We are not denying that there are many cases where quasi-identical mental representations and quasi-identical behaviors propagate by causing each other in turns, for instance children counting rhymes, or calligraphic skills. Still, it would be not just a simplification, but also a serious distortion to take such “memish” cases as paradigm examples of the cultural process.

If we are right and there is a continuum of cases without any demarcation among humans between more individual and more cultural information, then “culture” is better viewed as a property that human mental representations and practices exhibit to a varying degree than as a type or a subclass of these representations and practices (or of “information”). To explain culture so understood, the object of study must be the overall flow of information among humans, through its mental and public implementations; the question that must be answered is what causes some of causal chains to extend more than others in time and space and to stabilize better than others the contents they vehiculate. For this, the study of culture must be embedded in a more general epidemiology of representations and practices that attends —as does medical epidemiology—to the complexities of both individual and ecological mechanisms.
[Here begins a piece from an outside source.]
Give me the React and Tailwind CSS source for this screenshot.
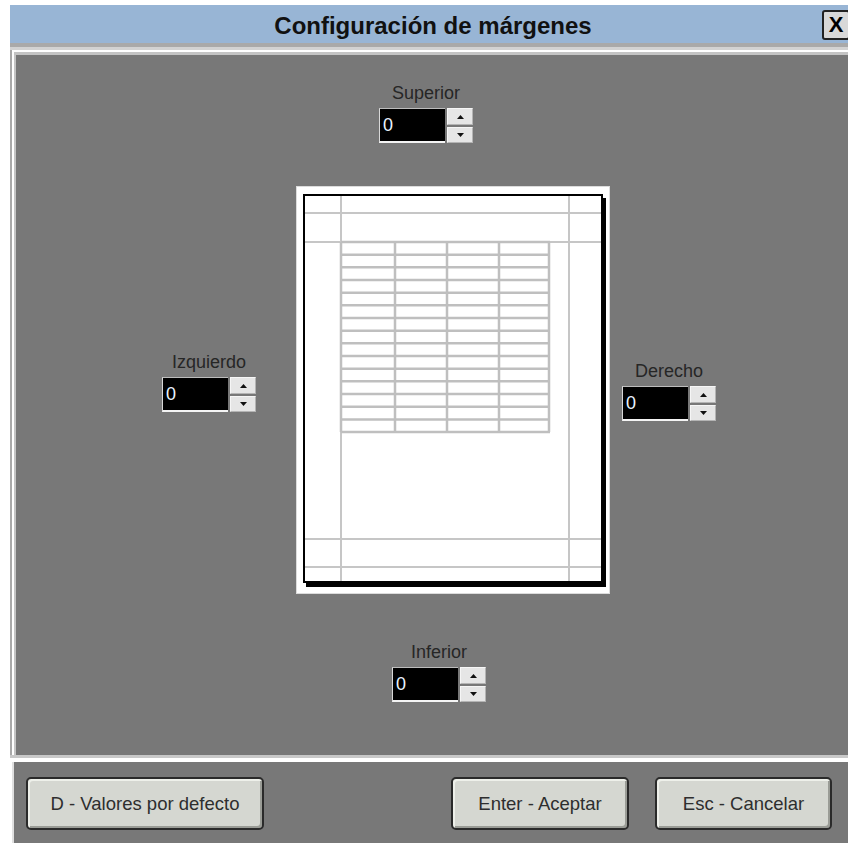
import React from "react";

const Arrow = ({ up }) => (
  <svg width="7" height="4" viewBox="0 0 7 4">
    {up ? <path d="M0 4 L3.5 0 L7 4 Z" fill="#111" /> : <path d="M0 0 L3.5 4 L7 0 Z" fill="#111" />}
  </svg>
);

const Spin = ({ label, className }) => (
  <div className={`flex w-[94px] flex-col ${className}`}>
    <span className="h-[20px] whitespace-nowrap text-center text-[18px] leading-[16px] text-[#262626]">{label}</span>
    <div className="mt-[3px] flex gap-[2px]">
      <div className="flex h-[35px] w-[66px] items-center border-b-2 border-l border-t border-b-[#f4f4f4] border-l-[#d8d8d8] border-t-[#bdbdbd] bg-black pl-[3px] text-[18px] text-[#eaf4ff]">
        0
      </div>
      <div className="flex flex-col gap-[2px]">
        <div className="flex h-[17px] w-[26px] items-center justify-center border border-[#f6f6f6] border-b-[#b4b4b4] border-r-[#b4b4b4] bg-[#e6e6e6]">
          <Arrow up />
        </div>
        <div className="flex h-[16px] w-[26px] items-center justify-center border border-[#f6f6f6] border-b-[#b4b4b4] border-r-[#b4b4b4] bg-[#e6e6e6]">
          <Arrow />
        </div>
      </div>
    </div>
  </div>
);

const PagePreview = () => {
  const rows = Array.from({ length: 16 }, (_, i) => 46 + i * 12.67);
  const cols = [36, 90, 142, 194, 244];
  return (
    <div className="ml-[40px] h-[408px] w-[314px] border border-[#dcdcdc] bg-white pl-[6px] pt-[7px]">
      <div className="h-[389px] w-[300px] border-2 border-black bg-white shadow-[3px_4px_0_#000]">
        <svg width="296" height="385" viewBox="0 0 296 385">
          <g stroke="#c6c6c6" strokeWidth="2">
            <line x1="36" y1="0" x2="36" y2="385" />
            <line x1="264" y1="0" x2="264" y2="385" />
            <line x1="0" y1="17" x2="296" y2="17" />
            <line x1="0" y1="46" x2="296" y2="46" />
            <line x1="0" y1="343" x2="296" y2="343" />
            <line x1="0" y1="371" x2="296" y2="371" />
          </g>
          <g stroke="#bfbfbf" strokeWidth="2.5">
            {rows.map((y) => (
              <line key={y} x1="36" y1={y} x2="245" y2={y} />
            ))}
            {cols.map((x) => (
              <line key={x} x1={x} y1="46" x2={x} y2={rows[rows.length - 1]} />
            ))}
          </g>
        </svg>
      </div>
    </div>
  );
};

const WinButton = ({ text, className }) => (
  <button
    className={`flex h-[53px] items-center justify-center rounded-[5px] border-2 border-[#2a2a2a] bg-[#d5d7d1] text-[18.5px] text-[#2e2e2e] shadow-[inset_2px_2px_0_#eef0ea,inset_-2px_-2px_0_#9a9c96] ${className}`}
  >
    {text}
  </button>
);

export default function App() {
  return (
    <div className="h-[843px] w-[848px] overflow-hidden bg-white pl-[10px] pt-[5px] font-['Liberation_Sans',Arial,sans-serif]">
      {/* Title bar */}
      <div className="relative flex h-[38px] items-center justify-center bg-[#98b5d5] pl-[8px] pt-[3px]">
        <h1 className="text-[24px] font-bold leading-none text-[#111]">Configuración de márgenes</h1>
        <button className="absolute left-[812px] top-[5px] flex h-[30px] w-[28px] items-center justify-center rounded-[3px] border-2 border-[#222] bg-[#d8d8d8] text-[22px] font-bold leading-none text-black">
          X
        </button>
      </div>

      {/* frame */}
      <div className="h-[4px] bg-[#a9a9a9]" />
      <div className="h-[3px] bg-[#d2d2d2]" />
      <div className="border-l-2 border-[#a9a9a9]">
        <div className="border-l-2 border-t-2 border-white">
          <div className="border-l-2 border-t-[3px] border-[#c4c4c4]">
            {/* Main panel */}
            <div className="flex h-[700px] flex-col bg-[#787878]">
              <Spin label="Superior" className="ml-[363px] mt-[30px]" />
              <div className="mt-[43px] flex items-start pl-[146px]">
                <Spin label="Izquierdo" className="mt-[168px]" />
                <PagePreview />
                <Spin label="Derecho" className="ml-[12px] mt-[177px]" />
              </div>
              <Spin label="Inferior" className="ml-[376px] mt-[50px]" />
            </div>
          </div>
        </div>
      </div>

      {/* separator */}
      <div className="h-[3px] bg-[#c8c8c8]" />
      <div className="h-[4px] bg-white" />

      {/* Bottom panel */}
      <div className="ml-[2px] flex h-[81px] items-start border-l-2 border-[#e0e0e0] bg-[#787878] pl-[12px] pr-[16px] pt-[15px]">
        <WinButton text="D - Valores por defecto" className="w-[238px]" />
        <div className="flex-1" />
        <WinButton text="Enter - Aceptar" className="w-[178px]" />
        <WinButton text="Esc - Cancelar" className="ml-[26px] w-[177px]" />
      </div>
    </div>
  );
}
Boyd and Richerson’s work over the years is, of course, a major contribution to such an epidemiology.


Claidière, N and Sperber, D. (submitted). The role of attraction in cultural evolution (Reply to J. Henrich and R. Boyd, “On modeling cognition and culture”, Culture and Cognition 2:65-112, 2002).

Dawkins, R. (1976). The selfish gene. New York, Oxford University Press.

Dawkins, R. (1982). The extended phenotype. Oxford: Oxford University Press

Hirschfeld, L. & Gelman, S. eds. (1994). Mapping the Mind: Domain specificity in cognition and culture. New York: Cambridge University Press.

Odling-Smee, F. J., K. N. Laland, et al. (2003). Niche construction : the neglected process in evolution. Princeton, N.J., Princeton University Press.

Richerson, P. J. and R. Boyd (2005). Not by genes alone : how culture transformed human evolution. Chicago ; London, University of Chicago Press.

Sperber, D. (1975). Rethinking Symbolism. Cambridge: Cambridge University Press.

Sperber, D. (1996). Explaining culture : a naturalistic approach. Cambridge, Mass., Blackwell.

Sperber, D. and Claidière, N. (forthcoming) Why modeling cultural evolution is still such a challenge. In Biological Theory (1) 1.

Sperber, D. and Hirschfeld, L. (2004). The cognitive foundations of cultural stability and diversity. Trends in Cognitive Sciences. 8 (1) 40-46.

[1] Richerson and Boyd discuss some of the ideas of Sperber 1996 and underscore points of agreement and disagreement. We believe that much of the disagreement is only apparent and due to a misconstrual of Sperber’s exact view (for which, given his own past miscontruals of Boyd and Richerson’s views, Sperber bears a good part of the responsibility). In Claidière and Sperber (submitted), we discuss a genuine point of disagreement reagarding the role of attraction in cultural evolution.